Grandmother filed a two-point appeal arguing that the trial court: (1) misapplied the time frame of the denial period and (2) she argues that the trial court misapplied the law when it denied her Amended Petition for Visitation because she successfully intervened in Father’s paternity and custody action.
With respect to the first point: Although the trial court agreed that the wrong time frame was applied to the Denial Provision, 60 days rather than 90 days (due to a modification of the statute which went into effect while the case was pending), the Court found this error was irrelevant since Grandmother did not also successfully meet the requirements of RSMO 452.402.1.
With respect to the second point, the Appellate Opinion noted that RSMO 452.402.1 permits for a Grandparent to intervene and request visitation under the following circumstances: (1) the parents of the child have filed for a dissolution of marriage; (2) One parent of the child is deceased and the surviving parent denies reasonable visitation to a parent of the deceased parent of the child; or (3) The child has resided in the grandparent’s home for at least six months within the twenty-four month period immediately preceding the filing of the petition.
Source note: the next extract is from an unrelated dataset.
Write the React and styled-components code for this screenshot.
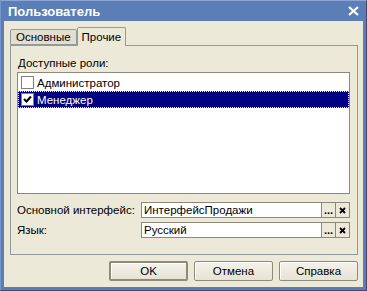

In the present case, Grandmother did not meet any of the requirements of RSMO 452.402.1 that would permit her to successfully petition for visitation with the grandchild. Additionally, the Appellate Court rejected grandmother’s argumenta that her successful intervention in Father’s paternity and custody case provides her with grounds to successfully petition for visitation with the minor child. The Appellate Court noted that if the legislature had intended paternity or custody to be grounds to intervene, the legislature would explicitly stated as such in the statute. Furthermore, the Appellate Opinion also emphasized that “it cannot statutory language where it does not exist.” The Appellate Opinion further emphasized that: “When the words of a statute are unambiguous, there is nothing to construe and [we] merely appl[y] the plain meaning of the statute.”
Trial Court Ruling Affirmed.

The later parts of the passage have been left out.